The business development unit negotiated a premium from the client for
on-time delivery. The raw material is temperature and time sensitive and has
to be shipped from a distant location; its timely use is imperative. R&D is
asked to evaluate if the raw material can be stored for a longer period and
still be good. QA/QC will have to run additional tests for the R&D function
to demonstrate material would pass release specifications if used. Perhaps
waivers would have to be written and approved. Then, the manufacturing
manager gets chastised by nearly everyone for "creating" problems. You get
the point; it gets ugly quickly and absolutely no one will be happy. It is
easy to say, "Things like this happen," and that people should be
accommodating. Then you have to hear from the "risk avoiders" (discussed
above) saying, "I told you this could happen." Well, sure, but what are you
going to do about it? Entropy took round one.
It shouldn't be necessary for the general manager to step in and solve the
hypothetical problem presented here, but potentially it could have serious
consequences and the general manager should be informed. Both the soft and
hard skills possessed by the general manager should be employed to get the
organization back on track. The general manager should expect a
results-oriented focus on the problem using good problem-solving skills. The
magnitude of the problem should be well understood and kept contained.
Lastly, the internal resources applied to the solution should be
commensurate with the difficulty of, and consequences from, the problem. The
general manager can provide appropriate focus, set the expectation for
results, and if smart, appear to have accounted for this contingency!
Implementation of the business plan is all about good execution of tactical
and strategic tasks needed to accomplish the objective. Good execution is
expected throughout an organization from the staff, to project managers, to
accounts payable. In an API manufacturing environment, the number of
factors associated with producing an approvable API batch--everything
from QA and regulatory compliance to robust chemistry--can often appear
insurmountable. Good execution of each component is required and most often,
the failure modes happen at the interface between functions. A good general
manager should encourage his staff to work to yield the popular buzzword
operational status of "seamless." Of course, there is a feedback loop on the
implementation program and that's the control mechanisms that the general
manager uses to assure operational integrity and results.
Control
Exercising control of business operations may be the most difficult task of
all the general manager's duties. Control at the general manager level
requires the ultimate balancing act between the "soft" people skills and the
"hard" analytical skills. After all, it's people with whom you accomplish
the goals and objectives; the flip-side is that "hard' analytical skills are
usually required in API production--and the company has made
commitments!

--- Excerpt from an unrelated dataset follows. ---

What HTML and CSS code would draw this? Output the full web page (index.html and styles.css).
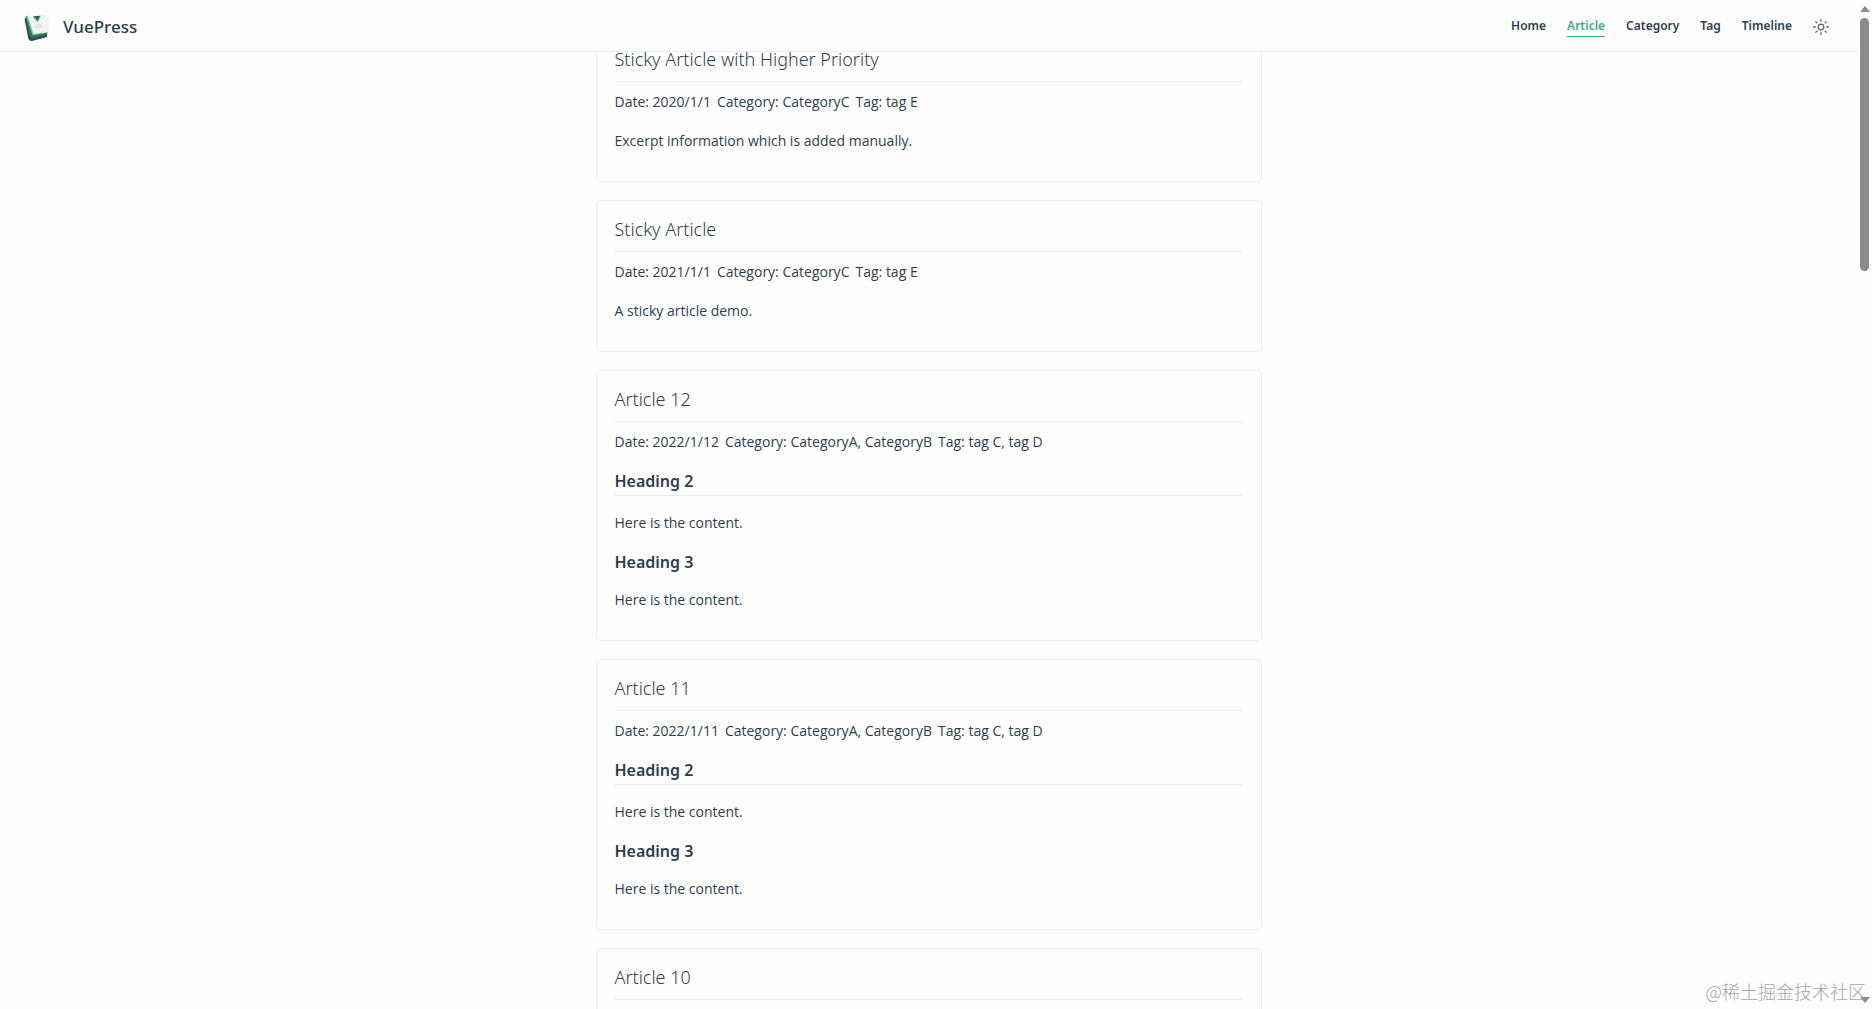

Those commitments pay the bills and allow the company (and
therefore its employees) to prosper. To insure the company remains healthy
and viable, the general manager must establish and enforce accountability
throughout the company. As discussed above, the overall business plan may
consist of a component sum where the components represent each of the staff
functions and their inherent responsibilities. The general manager may apply
different weights to each of these staff function components to affect the
overall business outcome. Similarly, control of that "equation" may require
another coefficient in front of each component to optimize the overall
outcome (and to decrease entropy!). Again, the general manager's techniques
for maintaining integrity and accountability throughout the organization are
a challenging balance between soft and hard skills.
So how does the general manager provide accountable leadership and thereby,
in good conscience, hold the staff accountable? For sure, the general
manager has a boss or bosses too--at least the CEO, the chairman of the
board, and the stockholders--so despite all the rhetoric surrounding the
team approach, the leadership hierarchy definitely has the underlying
element of a military organization. In simplistic terms, this structure
states, "you will produce, or we will find someone who will." Can the
general manager really afford to do otherwise? Would it be responsible
leadership to keep unproductive staff in the company or to use fixed assets
or resources at something less than their optimum? These answers should be
obvious. Accountable leadership means, "You say what you do, and do what you
say." The equitable consequence to this behavior is the general manager can
and should have the expectation that their staff will perform and operate
similarly.
For true accountability, there have to be consequences to failure.
Sometimes, the inability to achieve the objective was not for the lack of
hard, disciplined work. The general manager and senior management can be
very forgiving in these circumstances especially if they were routinely
informed of the approach and the difficulties encountered. Here again, the
"soft" skills of the general manager and the ability to discern fact from
fiction may determine the extent of the consequences. Further, an employee's
history for accomplishing the company's objectives may heavily influence
whether consequences are forthcoming. Most everyone has heard of the Peter
Principle, whereby some people are ultimately promoted to their highest
level of incompetence. It is important for the general manager to recognize
when this has occurred and to take appropriate action--quickly.
Probably the best means of controlling the organization's progress is to
provide definitive goals and objectives that cascade through the
organization so that everyone has been told and understands what is expected
of them. The general manager's staff may have directors and project managers
on their respective staffs, and the duties and responsibilities are
allocated or delegated accordingly. A major component to this cascading
system is for each employee (at any level) accepting ownership for their
responsibility. With that ownership acceptance, the senior management must
allocate sufficient authority to that employee to accomplish their tasks.
Now, when one succeeds, all succeed. However, when there's failure, it's not
too difficult to find the root cause or where the system broke down.
Ultimately, the general manager has to report to their boss(es), and results
-- not excuses -- are expected. Hence, a pattern of failing to deliver
results will inevitably lead to the individual being reassigned to duties
commensurate with their abilities, or being terminated from the company. A
general manager cannot exercise control over company performance without the
ability to apply consequences to poor performers.
The effective general manager must employ both the soft (people) and hard
(analytical) skills to produce the desired results from an organization.
Disciplined planning cycles and clear, concise expectations placed on the
senior staff can be translated throughout the enterprise to every employee.
Appropriate levels of authority must accompany the control of this
responsibility cascade, or the system will mire into analysis paralysis. The
general manager can envision optimizing the company's performance based on
the sum of the functional group contributions and refine or modify the
results by applying different weights (or multipliers) to each factor. In
this manner, the goals and objectives of the business plan can be optimized.